Edwin Hubble, in the paper N.G.C. 6822, A Remote Stellar System, identified 15 variable stars (11 of which were Cepheids) of this galaxy. ... Hubble's detection of eleven Cepheid variable stars was a milestone in astronomy. Utilizing the Cepheid Period-Luminosity relationship, Hubble determined a distance of 214 kiloparsecs or 698,000 light-years. This was the first system beyond the Magellanic Clouds to have its distance determined. (Hubble continued this process with the Andromeda Galaxy and the Triangulum Galaxy). This distance to the galaxy was way beyond Harlow Shapley's value of 300,000 light-years for the size of the universe.

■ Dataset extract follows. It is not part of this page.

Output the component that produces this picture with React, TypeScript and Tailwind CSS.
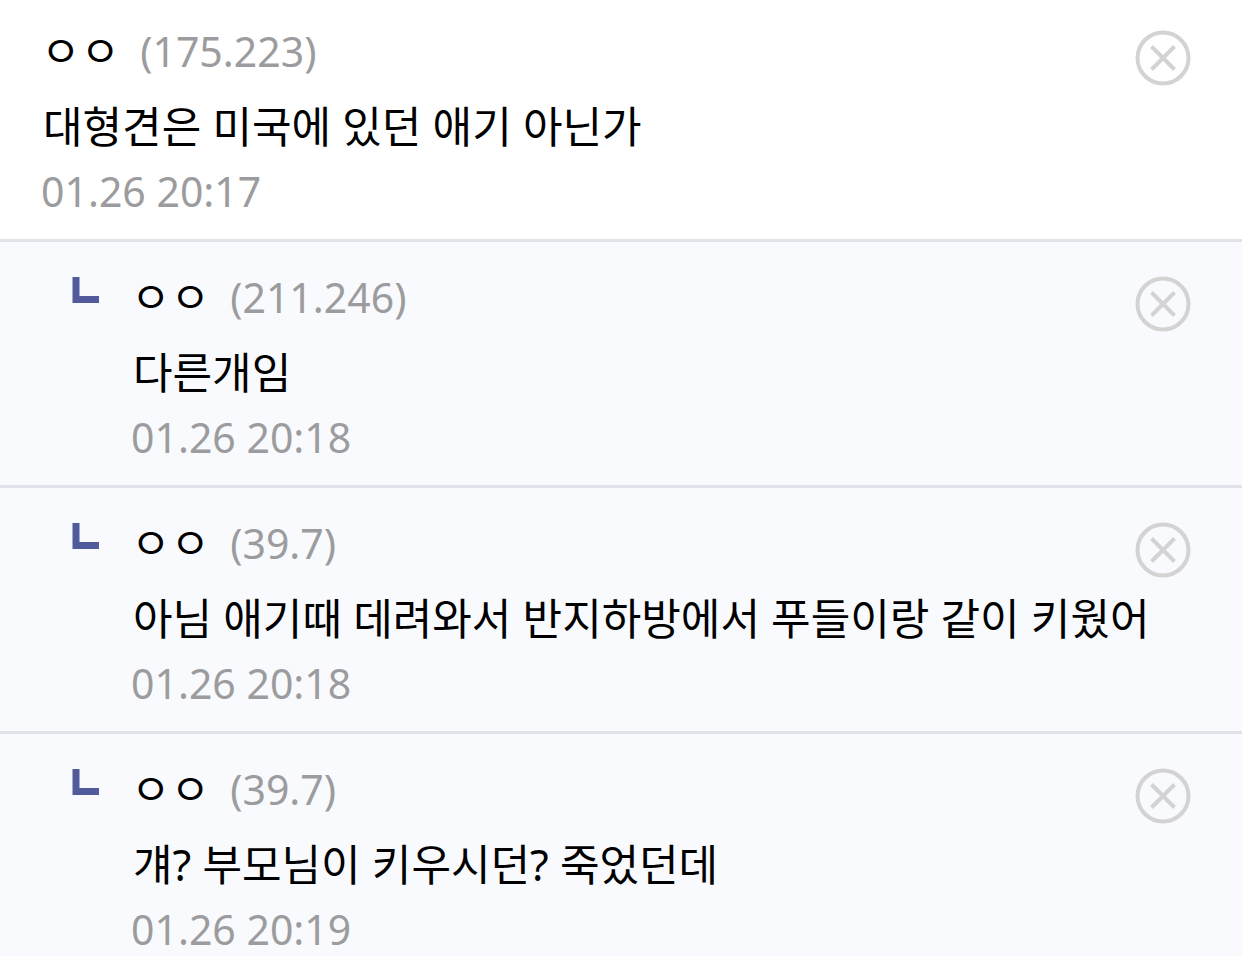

In the paper, Hubble concluded the "Great Debate" of 1920 between Heber Curtis and Shapley over the scale of the universe and the nature of the "spiral nebula". It soon became evident that all spiral nebulae were in fact spiral galaxies far outside our own Milky Way."
__________________________________________
Technical information:
Nikon D810a camera body on Tele Vue 127is (127 mm - 5" - diameter) apochromatic refracting telescope, mounted on a Sky-Watcher EQ6-R PRO SynScan mount
Ten stacked subframes - each frame:
660 mm focal length
ISO 3200; 1 minute exposure at f/5.2, unguided, with long exposure noise reduction
Stacked in RegiStar 1.0.10
Processed in Photoshop CS6 (brightness, contrast, colour balance)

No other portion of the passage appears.